Theming¶
Setting up your environment¶
In order to theme Converse, you first need to set up a Development environment.
You’ll also want to preview the changes you make in your browser, for which a webserver will be useful.
To both set up the development environment and also start up a web browser to serve the files for you, simply run:
make serve
Note
To run the “make” commands, you’ll need GNUMake installed on your computer. If you use GNU/Linux or *BSD, it should be installed or available via your package manager. For Mac, I think you need to install XCode and in Windows you can use Chocolatey.
After running make serve
you can open http://localhost:8000 in your webbrowser you’ll
see the Converse website.
However, when developing or changing the theme, you’ll want to load all the unminified JS and CSS resources as separate files. To do this, open http://localhost:8000/dev.html instead.

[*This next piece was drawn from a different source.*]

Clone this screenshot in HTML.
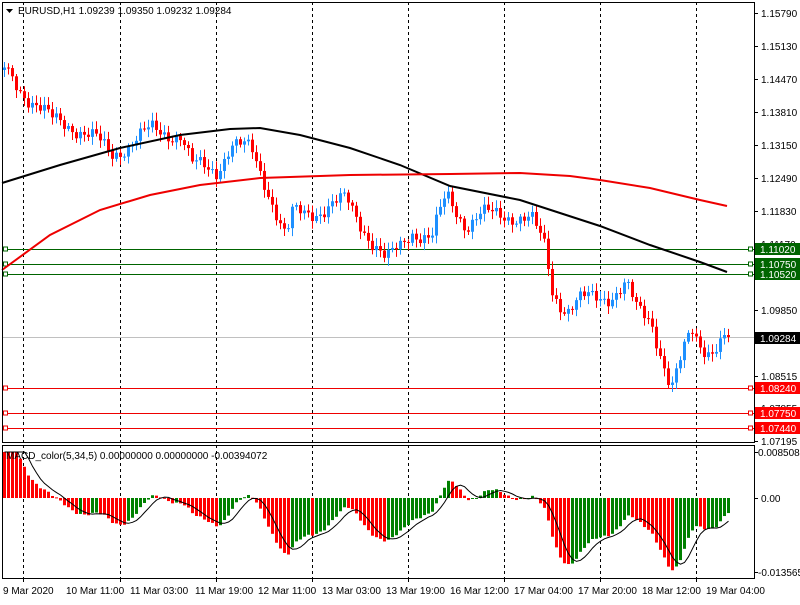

Modifying the HTML templates of Converse¶
The HTML markup of Converse is contained in small .html
files in the
./src/templates
directory.
You can modify HTML markup that Converse generates by modifying these files.
Modifying the CSS¶
The CSS files are generated from Sass files in the ./sass
directory.
To generate the CSS you can run:
make css
Testing your changes¶
The recommended way to test your changes is to run the tests that are part of the Converse source code.
By executing make test
you’ll run all tests (which live in the spec
folder) which will open a browser window in which tests are processed.
You can run a single test by changing it(
to fit(
so that only that one test runs. Then you click the “debug” button in the browser when the tests run. After the test has run, the opened chats will still be visible.
Creating dist files¶
Once you’ve themed Converse, you’ll want to create new minified distribution files of all the JavaScript and CSS.
Please refer to the Generating builds section for information on how this is done.